Willingham explains how learners learn very effectively in his book, Why Don’t Students Like School? Students tend to dislike school because variant stakeholders in education do not fully understand some of the critical cognitive principles involved in learning. Willingham describes two types of memories that are involved in the learning process, namely: long-term and working memory. Some of the best strategies for learning involves pattern recognition and “chunking” information for the long-term memory.

The simple answer, therefore, is that the information that we share with our kids rarely transfers to their long-term memory. It remains in the short-term memory, for a while, and the following day, or in a week’s time the information has disappeared.

The above led to my A-HA moment: We learn what we actively think about.

In that lesson, I was doing all the thinking and the kids were not actively engaged in the process of learning.

Gradual release of information

We started implementing a technique referred to as the gradual release of information. In our school, it’s also known as the I Do, We Do, You Do. After implementing this method in my own class, my students’ marks increased drastically. What makes this more exciting is that it is a rather simple technique!

When taking a closer look at the concept of a gradual release of information, you will notice that it correlates with how we learn most new things.

Take, for example, teaching someone how to ride a bicycle: First you get on the bike and show them how it looks. Then, you put the child on the saddle, but hold on and walk with them. This builds confidence and gives the child the opportunity to familiarise themselves with the process while feeling safe, with your support. After walking with them for a while, you let go and just like that another cyclist is in the making.

The same applies for learning how to cook. We first watch our parents cook, after a while we might start helping with the small tasks. Years later, we find ourselves in the kitchen cooking family recipes without even looking at a book.

Gradual release of information in the classroom setting follows the same principles.

  • The ‘I Do’ phase is led by the teacher. During this phase the teacher will share new knowledge, introduce a new concept, or teach the class how to do something unfamiliar to them. As the learner obtains the new information and skills, the responsibility of learning moves from teacher-directed instruction to student-processing activities.
  • In the ‘We Do’ phase of learning, the teacher continues to question, prompt, model and cue learners. The We Do phase allows for a deeper level of learning. Learners are now actively engaged in the content - they are thinking.
  • Lastly, the ‘You Do’ phase of the lesson is a complete release of responsibility to the learner, as they work independently - also referred to as independent practice.  During this time, the teacher provides additional support, as needed, but student learning is self-directed.
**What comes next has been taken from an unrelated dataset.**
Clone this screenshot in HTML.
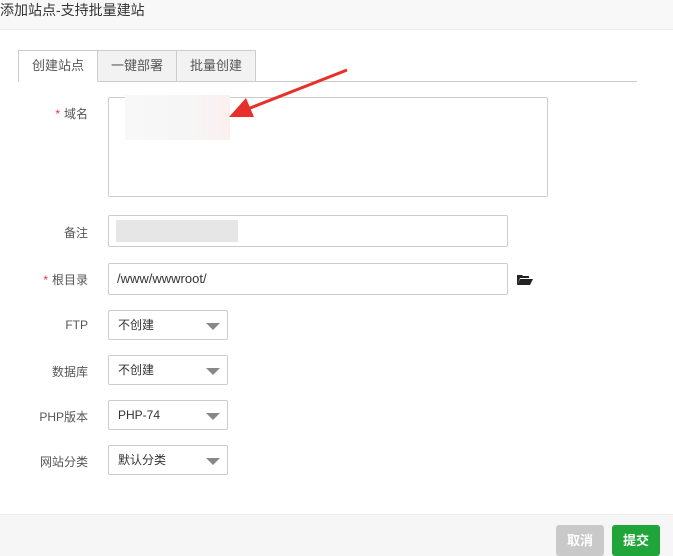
<!DOCTYPE html>
<html><head><meta charset="utf-8"><style>
*{box-sizing:border-box;margin:0;padding:0}
body{width:673px;height:556px;background:#fff;font-family:"Liberation Sans","Noto Sans CJK SC",sans-serif;font-size:12px;color:#333;position:relative;overflow:hidden}
.hd{position:absolute;left:0;top:0;width:673px;height:30px;background:#f8f8f8;border-bottom:1px solid #eee;font-size:14px;line-height:20px;padding-left:0;color:#333}
.tabs{position:absolute;left:18px;top:50px;width:619px;height:32px;border-bottom:1px solid #ccc}
.tab{position:absolute;top:0;height:32px;width:80px;border:1px solid #ccc;background:#f2f2f2;text-align:center;line-height:30px;font-size:13px;color:#555}
.tab.a{background:#fff;border-bottom-color:#fff}
.lb{position:absolute;width:88px;text-align:right;font-size:12px;color:#555}
.lb i{color:#e33;font-style:normal;margin-right:4px}
.in{position:absolute;border:1px solid #ccc;border-radius:2px;background:#fff}
.sel{position:absolute;left:108px;width:120px;height:30px;border:1px solid #ccc;border-radius:2px;line-height:28px;padding-left:9px;font-size:12px;color:#333}
.sel:after{content:"";position:absolute;right:7px;top:12px;border-left:7px solid transparent;border-right:7px solid transparent;border-top:7px solid #888}
.ft{position:absolute;left:0;top:514px;width:673px;height:42px;background:#f6f6f6;border-top:1px solid #eee}
.bt{position:absolute;top:525px;height:31px;width:48px;border-radius:3px;color:#fff;font-size:13px;font-weight:bold;text-align:center;line-height:31px}
</style></head><body>
<div class="hd">添加站点-支持批量建站</div>
<div class="tabs">
<div class="tab" style="left:79px">一键部署</div>
<div class="tab" style="left:158px">批量创建</div>
<div class="tab a" style="left:0">创建站点</div>
</div>
<div class="lb" style="left:0;top:105px"><i>*</i>域名</div>
<div class="in" style="left:108px;top:97px;width:440px;height:100px"></div>
<div style="position:absolute;left:125px;top:95px;width:105px;height:45px;background:linear-gradient(90deg,#f8f8f8,#f6f6f6 60%,#fcefef)"></div>
<div class="lb" style="left:0;top:224px">备注</div>
<div class="in" style="left:108px;top:215px;width:400px;height:32px"></div>
<div style="position:absolute;left:116px;top:220px;width:122px;height:22px;background:#e6e6e6"></div>
<div class="lb" style="left:0;top:271px"><i>*</i>根目录</div>
<div class="in" style="left:108px;top:263px;width:400px;height:32px;line-height:30px;padding-left:8px;font-size:13px;color:#333">/www/wwwroot/</div>
<svg style="position:absolute;left:517px;top:274px" width="16" height="12" viewBox="0 0 16 12"><path d="M0 1h5l1 1h6v2H3L0 11z" fill="#222"/><path d="M3 5h13l-3 6H0z" fill="#222"/></svg>
<div class="lb" style="left:0;top:318px">FTP</div>
<div class="sel" style="top:310px">不创建</div>
<div class="lb" style="left:0;top:363px">数据库</div>
<div class="sel" style="top:355px">不创建</div>
<div class="lb" style="left:0;top:408px">PHP版本</div>
<div class="sel" style="top:400px">PHP-74</div>
<div class="lb" style="left:0;top:453px">网站分类</div>
<div class="sel" style="top:445px">默认分类</div>
<svg style="position:absolute;left:0;top:0" width="673" height="556"><line x1="347" y1="70" x2="245" y2="110" stroke="#e8302a" stroke-width="3"/><path d="M229 117L246 98L254 117Z" fill="#e8302a"/></svg>
<div class="ft"></div>
<div class="bt" style="left:556px;background:#c9c9c9">取消</div>
<div class="bt" style="left:612px;background:#20a53a">提交</div>
</body></html>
The final part of the lesson is where the magic happens, as Doug Lemov emphasises,

 “Independent practice is really where our work as teachers comes to life. It’s the moment when we stop talking and stop doing the work and allow students to test out their own understanding, to make mistakes and to ultimately understand more deeply by learning from those mistakes.”

Deliberate practice

That brings us to the work of the second writer that changed my understanding of teaching and learning: Anders Ericson.

Anders Ericsson focuses on the concept of “deliberate practice”. This process involves immediate feedback, goals, and a focus on a specific technique. He states that a lack of deliberate practice can be the reason why so many people reach only basic proficiency at something, whether it be a sport, profession, or academics.


In his book, Peak, he argues that the right kind of practice carried out over a sufficient period, leads to improvement. Nothing else. According to him, there is no such thing as natural talent.

“If you teach a student fact, concepts, and rules, those things go into long-term memory as individual pieces, and if a student then wishes to do something with them—use them to solve a problem, reason with them to answer a question, or organise and analyse them to come up with a theme or a hypothesis—the limitations of attention and short-term memory kick in.”

“The student must keep all of these different, unconnected pieces in mind while working with them toward a solution. However, if this information is assimilated as part of building mental representations aimed at doing something, the individual pieces become part of an interconnected pattern that provides context and meaning to the information, making it easier to work with. […] you don’t build mental representations by thinking about something; you build them by trying to do something, failing, revising, and trying again, over and over. When you’re done, not only have you developed an effective mental representation for the skill you were developing, but you have also absorbed a great deal of information connected with that skill.”

As teachers, our purpose is to do just that…teach.

Teaching includes understanding how we learn to be able to choose a method that will optimise the learning experience. Changing the way I teach shifted my focus away from what I am teaching to what my students are learning. And its evidence in their results.